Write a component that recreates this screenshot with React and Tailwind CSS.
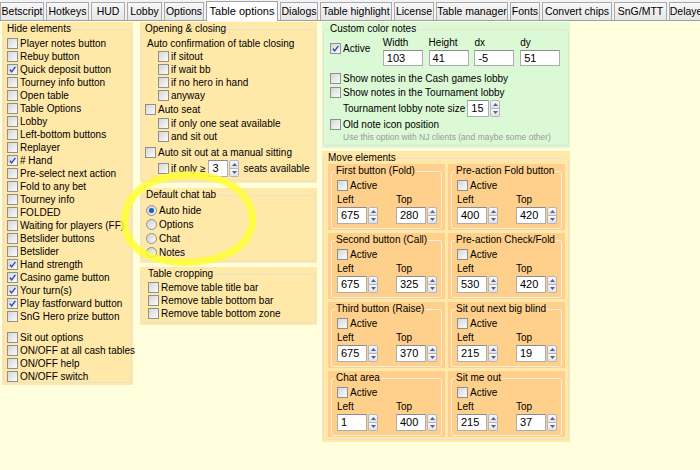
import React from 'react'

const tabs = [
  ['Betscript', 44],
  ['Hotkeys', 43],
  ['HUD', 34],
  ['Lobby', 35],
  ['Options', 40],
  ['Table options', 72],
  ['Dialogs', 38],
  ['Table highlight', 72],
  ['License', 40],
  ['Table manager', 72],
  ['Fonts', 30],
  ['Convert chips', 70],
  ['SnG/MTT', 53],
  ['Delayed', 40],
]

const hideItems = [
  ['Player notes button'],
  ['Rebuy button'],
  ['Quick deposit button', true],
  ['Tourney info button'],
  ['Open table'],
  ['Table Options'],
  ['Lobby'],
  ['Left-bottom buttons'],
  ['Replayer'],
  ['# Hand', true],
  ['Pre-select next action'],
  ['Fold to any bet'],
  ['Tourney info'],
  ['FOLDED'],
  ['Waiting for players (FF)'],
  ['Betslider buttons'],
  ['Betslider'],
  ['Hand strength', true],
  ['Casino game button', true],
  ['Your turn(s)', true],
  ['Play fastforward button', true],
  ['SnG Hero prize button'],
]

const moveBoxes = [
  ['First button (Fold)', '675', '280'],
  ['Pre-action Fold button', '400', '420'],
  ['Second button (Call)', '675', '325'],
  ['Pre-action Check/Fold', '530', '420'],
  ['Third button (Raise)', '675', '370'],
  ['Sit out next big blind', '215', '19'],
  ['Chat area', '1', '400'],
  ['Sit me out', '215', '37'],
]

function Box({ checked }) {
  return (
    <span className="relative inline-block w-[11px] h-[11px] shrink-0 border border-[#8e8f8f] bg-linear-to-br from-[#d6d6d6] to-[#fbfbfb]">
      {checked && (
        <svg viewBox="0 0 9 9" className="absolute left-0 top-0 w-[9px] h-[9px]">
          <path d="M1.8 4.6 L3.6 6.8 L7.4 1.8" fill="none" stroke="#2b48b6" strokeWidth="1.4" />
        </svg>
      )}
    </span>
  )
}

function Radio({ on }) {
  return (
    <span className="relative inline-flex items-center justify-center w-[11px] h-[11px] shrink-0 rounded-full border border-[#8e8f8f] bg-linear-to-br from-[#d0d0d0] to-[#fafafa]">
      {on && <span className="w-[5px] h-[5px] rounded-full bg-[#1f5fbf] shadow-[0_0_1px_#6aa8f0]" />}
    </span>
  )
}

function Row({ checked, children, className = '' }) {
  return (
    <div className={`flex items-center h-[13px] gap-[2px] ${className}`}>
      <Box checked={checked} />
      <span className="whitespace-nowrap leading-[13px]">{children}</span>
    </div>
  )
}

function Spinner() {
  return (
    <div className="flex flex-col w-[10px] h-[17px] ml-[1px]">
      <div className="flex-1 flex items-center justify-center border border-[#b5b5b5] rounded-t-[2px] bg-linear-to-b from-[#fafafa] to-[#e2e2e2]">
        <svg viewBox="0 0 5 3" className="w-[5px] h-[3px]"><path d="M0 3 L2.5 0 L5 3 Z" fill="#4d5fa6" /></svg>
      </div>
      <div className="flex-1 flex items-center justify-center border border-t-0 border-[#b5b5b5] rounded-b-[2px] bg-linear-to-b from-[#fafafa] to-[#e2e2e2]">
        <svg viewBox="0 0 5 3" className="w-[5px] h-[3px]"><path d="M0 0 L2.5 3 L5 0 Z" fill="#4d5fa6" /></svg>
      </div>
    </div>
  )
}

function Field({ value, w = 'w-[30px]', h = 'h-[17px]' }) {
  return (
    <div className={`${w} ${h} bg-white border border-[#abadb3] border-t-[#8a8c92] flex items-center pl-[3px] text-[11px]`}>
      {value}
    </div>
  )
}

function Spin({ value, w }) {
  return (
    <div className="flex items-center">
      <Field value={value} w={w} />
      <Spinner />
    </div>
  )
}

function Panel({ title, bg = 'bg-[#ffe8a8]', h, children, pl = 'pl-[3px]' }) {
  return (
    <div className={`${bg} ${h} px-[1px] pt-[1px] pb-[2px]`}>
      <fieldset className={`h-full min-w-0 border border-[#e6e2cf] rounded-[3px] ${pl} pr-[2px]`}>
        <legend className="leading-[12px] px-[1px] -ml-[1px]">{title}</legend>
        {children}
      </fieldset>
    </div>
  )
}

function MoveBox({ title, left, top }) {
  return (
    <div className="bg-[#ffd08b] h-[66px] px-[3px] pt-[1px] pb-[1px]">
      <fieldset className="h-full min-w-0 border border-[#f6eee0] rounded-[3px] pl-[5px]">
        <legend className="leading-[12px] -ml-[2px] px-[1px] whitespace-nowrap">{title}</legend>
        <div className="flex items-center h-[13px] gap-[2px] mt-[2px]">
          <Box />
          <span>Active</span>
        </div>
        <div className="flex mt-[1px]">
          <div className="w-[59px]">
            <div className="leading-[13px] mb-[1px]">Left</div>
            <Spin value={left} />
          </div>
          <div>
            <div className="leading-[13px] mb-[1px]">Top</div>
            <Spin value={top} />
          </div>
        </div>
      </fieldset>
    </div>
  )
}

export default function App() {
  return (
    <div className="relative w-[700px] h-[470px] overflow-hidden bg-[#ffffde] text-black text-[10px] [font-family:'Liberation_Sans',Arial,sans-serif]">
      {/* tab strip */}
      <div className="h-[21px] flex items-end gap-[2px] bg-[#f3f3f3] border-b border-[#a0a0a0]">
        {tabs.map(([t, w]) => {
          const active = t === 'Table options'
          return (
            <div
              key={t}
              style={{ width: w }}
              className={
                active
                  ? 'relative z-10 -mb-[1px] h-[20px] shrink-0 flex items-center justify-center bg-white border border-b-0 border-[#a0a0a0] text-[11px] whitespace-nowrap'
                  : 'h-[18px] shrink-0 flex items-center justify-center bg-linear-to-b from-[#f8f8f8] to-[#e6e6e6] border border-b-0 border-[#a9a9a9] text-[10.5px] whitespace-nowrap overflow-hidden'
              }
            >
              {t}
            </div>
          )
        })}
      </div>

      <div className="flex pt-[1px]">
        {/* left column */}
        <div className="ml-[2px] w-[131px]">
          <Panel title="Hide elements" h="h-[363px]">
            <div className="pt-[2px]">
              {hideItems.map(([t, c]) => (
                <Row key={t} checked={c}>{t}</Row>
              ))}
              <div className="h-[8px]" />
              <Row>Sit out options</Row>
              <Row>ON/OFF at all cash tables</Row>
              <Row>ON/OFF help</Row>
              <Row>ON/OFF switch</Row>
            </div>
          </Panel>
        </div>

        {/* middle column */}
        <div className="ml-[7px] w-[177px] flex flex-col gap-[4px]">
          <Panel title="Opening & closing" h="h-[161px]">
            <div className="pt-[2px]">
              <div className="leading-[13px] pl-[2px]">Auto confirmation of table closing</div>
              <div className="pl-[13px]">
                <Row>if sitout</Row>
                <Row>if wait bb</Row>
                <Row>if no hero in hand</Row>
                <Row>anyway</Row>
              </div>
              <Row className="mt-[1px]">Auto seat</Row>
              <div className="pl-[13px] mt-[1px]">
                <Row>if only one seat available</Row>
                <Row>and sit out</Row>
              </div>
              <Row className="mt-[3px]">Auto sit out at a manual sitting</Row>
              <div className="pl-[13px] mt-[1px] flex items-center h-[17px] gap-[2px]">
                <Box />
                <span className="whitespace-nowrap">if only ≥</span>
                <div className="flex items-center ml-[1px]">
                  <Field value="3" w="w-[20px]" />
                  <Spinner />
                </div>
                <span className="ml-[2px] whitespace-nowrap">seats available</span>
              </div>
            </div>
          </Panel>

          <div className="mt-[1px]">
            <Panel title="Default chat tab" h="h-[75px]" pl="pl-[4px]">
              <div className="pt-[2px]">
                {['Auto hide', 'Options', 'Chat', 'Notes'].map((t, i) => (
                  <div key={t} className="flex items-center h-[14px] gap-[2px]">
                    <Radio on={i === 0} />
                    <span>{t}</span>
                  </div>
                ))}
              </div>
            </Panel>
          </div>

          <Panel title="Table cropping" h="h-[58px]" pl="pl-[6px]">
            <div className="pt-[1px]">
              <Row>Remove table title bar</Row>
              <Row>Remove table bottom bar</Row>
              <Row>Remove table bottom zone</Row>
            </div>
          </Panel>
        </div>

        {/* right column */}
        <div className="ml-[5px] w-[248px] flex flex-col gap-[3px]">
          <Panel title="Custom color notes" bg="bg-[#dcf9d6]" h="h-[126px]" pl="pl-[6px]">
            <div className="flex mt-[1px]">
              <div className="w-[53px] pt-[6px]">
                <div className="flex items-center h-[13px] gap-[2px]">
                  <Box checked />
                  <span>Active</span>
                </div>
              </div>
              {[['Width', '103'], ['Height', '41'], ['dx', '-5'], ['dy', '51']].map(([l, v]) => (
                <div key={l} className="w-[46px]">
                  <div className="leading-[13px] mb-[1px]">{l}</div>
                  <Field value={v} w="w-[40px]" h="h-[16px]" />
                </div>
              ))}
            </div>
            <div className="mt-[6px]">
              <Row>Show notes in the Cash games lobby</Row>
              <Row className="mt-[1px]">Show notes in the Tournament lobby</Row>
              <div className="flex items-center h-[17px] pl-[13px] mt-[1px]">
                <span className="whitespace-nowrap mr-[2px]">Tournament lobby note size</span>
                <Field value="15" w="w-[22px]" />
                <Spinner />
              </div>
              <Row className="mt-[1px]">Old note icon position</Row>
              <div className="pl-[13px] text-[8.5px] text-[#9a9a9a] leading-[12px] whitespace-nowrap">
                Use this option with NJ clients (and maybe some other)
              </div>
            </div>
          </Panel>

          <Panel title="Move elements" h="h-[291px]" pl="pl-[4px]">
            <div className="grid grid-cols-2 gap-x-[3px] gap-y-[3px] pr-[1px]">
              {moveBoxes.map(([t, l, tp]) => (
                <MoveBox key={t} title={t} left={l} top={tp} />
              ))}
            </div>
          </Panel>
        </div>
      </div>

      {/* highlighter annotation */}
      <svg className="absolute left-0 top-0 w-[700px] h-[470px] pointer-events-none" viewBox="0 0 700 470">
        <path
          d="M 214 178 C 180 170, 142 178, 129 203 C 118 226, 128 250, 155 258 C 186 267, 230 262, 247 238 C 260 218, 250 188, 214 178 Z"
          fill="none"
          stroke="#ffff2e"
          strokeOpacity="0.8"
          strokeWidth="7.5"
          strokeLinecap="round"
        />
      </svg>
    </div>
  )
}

● STATED GOAL
With the pictures left out, restate word for word every line of the data above, from the first down to the line that contains "import React from 'react'".

● OUTPUT OF THE EXERCISE
Write a component that recreates this screenshot with React and Tailwind CSS.
import React from 'react'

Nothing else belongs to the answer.